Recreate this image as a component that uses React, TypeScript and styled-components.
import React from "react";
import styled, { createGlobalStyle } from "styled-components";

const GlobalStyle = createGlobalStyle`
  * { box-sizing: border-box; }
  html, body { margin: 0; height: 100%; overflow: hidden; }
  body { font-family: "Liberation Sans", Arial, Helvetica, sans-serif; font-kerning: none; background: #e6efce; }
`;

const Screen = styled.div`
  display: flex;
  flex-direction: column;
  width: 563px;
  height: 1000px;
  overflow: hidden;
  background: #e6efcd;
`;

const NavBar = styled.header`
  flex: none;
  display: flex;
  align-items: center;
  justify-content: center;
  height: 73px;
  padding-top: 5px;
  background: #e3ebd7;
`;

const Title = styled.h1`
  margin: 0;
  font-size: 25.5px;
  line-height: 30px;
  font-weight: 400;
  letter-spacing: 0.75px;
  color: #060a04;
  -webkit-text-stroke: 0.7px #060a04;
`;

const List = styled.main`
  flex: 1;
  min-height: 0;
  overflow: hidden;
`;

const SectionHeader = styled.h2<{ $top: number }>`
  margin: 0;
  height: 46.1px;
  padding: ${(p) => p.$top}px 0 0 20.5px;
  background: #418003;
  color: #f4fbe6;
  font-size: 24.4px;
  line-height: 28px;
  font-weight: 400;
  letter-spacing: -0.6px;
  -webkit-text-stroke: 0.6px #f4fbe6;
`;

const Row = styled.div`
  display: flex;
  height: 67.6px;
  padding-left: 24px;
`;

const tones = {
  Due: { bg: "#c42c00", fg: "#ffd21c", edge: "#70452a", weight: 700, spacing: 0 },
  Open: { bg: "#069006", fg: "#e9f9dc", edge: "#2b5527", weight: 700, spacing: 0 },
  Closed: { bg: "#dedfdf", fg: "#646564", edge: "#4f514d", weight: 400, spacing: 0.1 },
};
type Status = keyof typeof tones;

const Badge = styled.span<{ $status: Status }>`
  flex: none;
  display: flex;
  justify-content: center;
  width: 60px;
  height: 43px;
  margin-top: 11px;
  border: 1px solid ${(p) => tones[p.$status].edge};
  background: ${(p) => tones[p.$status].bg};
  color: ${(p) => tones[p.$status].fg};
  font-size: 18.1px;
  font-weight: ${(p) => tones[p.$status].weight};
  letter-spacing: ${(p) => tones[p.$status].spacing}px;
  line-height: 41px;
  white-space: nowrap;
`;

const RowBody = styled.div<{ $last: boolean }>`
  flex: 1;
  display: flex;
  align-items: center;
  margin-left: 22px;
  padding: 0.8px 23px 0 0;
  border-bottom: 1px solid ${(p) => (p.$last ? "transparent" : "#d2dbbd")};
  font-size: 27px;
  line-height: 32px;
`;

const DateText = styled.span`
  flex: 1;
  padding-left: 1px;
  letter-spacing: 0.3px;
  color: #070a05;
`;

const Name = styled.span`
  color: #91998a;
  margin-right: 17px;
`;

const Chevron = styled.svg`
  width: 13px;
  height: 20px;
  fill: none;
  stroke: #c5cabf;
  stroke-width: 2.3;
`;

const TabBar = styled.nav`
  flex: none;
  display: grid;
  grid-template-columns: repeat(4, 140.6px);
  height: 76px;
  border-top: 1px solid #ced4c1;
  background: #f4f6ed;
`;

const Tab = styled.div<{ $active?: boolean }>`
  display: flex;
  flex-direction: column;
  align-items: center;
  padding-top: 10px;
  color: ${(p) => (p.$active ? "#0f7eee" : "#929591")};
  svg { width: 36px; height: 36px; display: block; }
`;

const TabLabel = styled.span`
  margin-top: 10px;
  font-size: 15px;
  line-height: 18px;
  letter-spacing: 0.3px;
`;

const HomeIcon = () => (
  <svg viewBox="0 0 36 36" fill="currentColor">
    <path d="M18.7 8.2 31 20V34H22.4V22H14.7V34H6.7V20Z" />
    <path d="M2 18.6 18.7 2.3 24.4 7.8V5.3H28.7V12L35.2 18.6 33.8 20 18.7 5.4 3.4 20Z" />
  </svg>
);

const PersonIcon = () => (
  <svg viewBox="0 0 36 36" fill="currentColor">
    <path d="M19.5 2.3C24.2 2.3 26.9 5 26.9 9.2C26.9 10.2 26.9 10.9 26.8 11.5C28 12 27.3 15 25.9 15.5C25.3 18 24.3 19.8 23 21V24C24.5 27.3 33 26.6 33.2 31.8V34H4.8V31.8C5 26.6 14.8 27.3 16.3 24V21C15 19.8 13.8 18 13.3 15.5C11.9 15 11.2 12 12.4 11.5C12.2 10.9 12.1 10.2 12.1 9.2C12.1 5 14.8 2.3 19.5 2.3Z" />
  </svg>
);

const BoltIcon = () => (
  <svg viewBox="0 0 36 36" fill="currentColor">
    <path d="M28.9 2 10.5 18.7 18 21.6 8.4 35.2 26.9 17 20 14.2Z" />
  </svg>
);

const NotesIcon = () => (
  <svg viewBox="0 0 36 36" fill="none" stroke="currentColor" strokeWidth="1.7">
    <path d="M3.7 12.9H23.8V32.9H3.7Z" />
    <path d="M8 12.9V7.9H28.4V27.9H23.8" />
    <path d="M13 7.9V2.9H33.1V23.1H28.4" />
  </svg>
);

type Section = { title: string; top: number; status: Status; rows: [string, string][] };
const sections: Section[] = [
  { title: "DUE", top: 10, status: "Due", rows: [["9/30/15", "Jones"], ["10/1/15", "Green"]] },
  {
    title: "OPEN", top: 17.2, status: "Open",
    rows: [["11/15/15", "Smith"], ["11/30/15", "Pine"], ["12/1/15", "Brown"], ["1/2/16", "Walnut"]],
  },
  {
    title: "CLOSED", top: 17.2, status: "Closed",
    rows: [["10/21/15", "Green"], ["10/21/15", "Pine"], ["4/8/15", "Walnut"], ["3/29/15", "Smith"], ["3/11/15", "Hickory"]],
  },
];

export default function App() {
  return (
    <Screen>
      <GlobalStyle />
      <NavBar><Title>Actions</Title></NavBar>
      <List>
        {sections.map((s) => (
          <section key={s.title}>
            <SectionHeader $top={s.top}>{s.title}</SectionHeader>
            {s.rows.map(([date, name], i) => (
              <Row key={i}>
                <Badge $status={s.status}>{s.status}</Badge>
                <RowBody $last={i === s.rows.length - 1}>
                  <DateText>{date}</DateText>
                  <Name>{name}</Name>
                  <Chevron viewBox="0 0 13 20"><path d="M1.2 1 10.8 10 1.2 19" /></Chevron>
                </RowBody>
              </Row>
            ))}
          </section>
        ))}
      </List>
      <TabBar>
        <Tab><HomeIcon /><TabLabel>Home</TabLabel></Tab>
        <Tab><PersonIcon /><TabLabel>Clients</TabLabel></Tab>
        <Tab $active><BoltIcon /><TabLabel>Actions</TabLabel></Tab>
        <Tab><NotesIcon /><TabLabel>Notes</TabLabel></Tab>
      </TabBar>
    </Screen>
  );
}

────

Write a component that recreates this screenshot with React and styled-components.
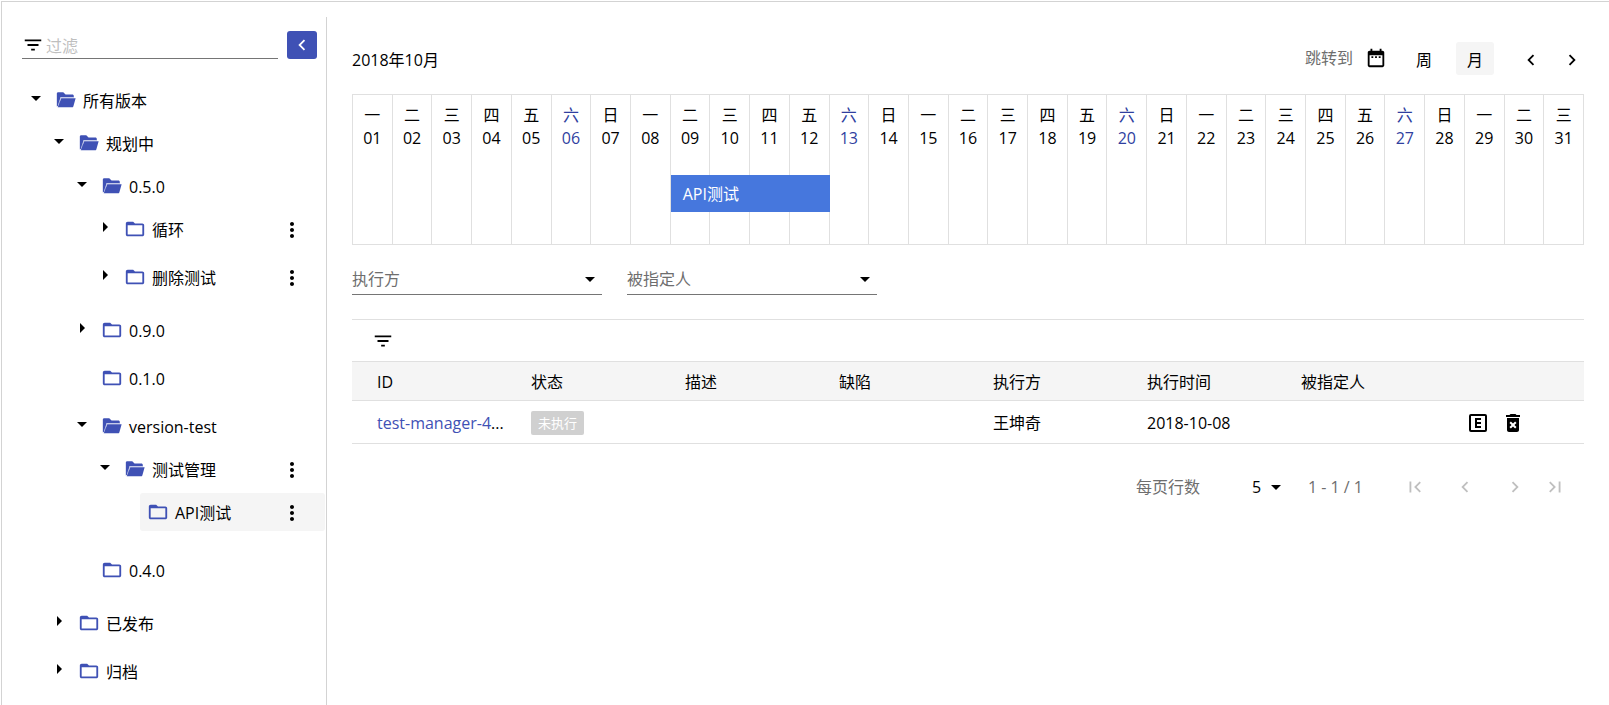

────

Direction — Show each line of the listing that holds the string "this".

Written response —
Recreate this image as a component that uses React, TypeScript and styled-components.
Write a component that recreates this screenshot with React and styled-components.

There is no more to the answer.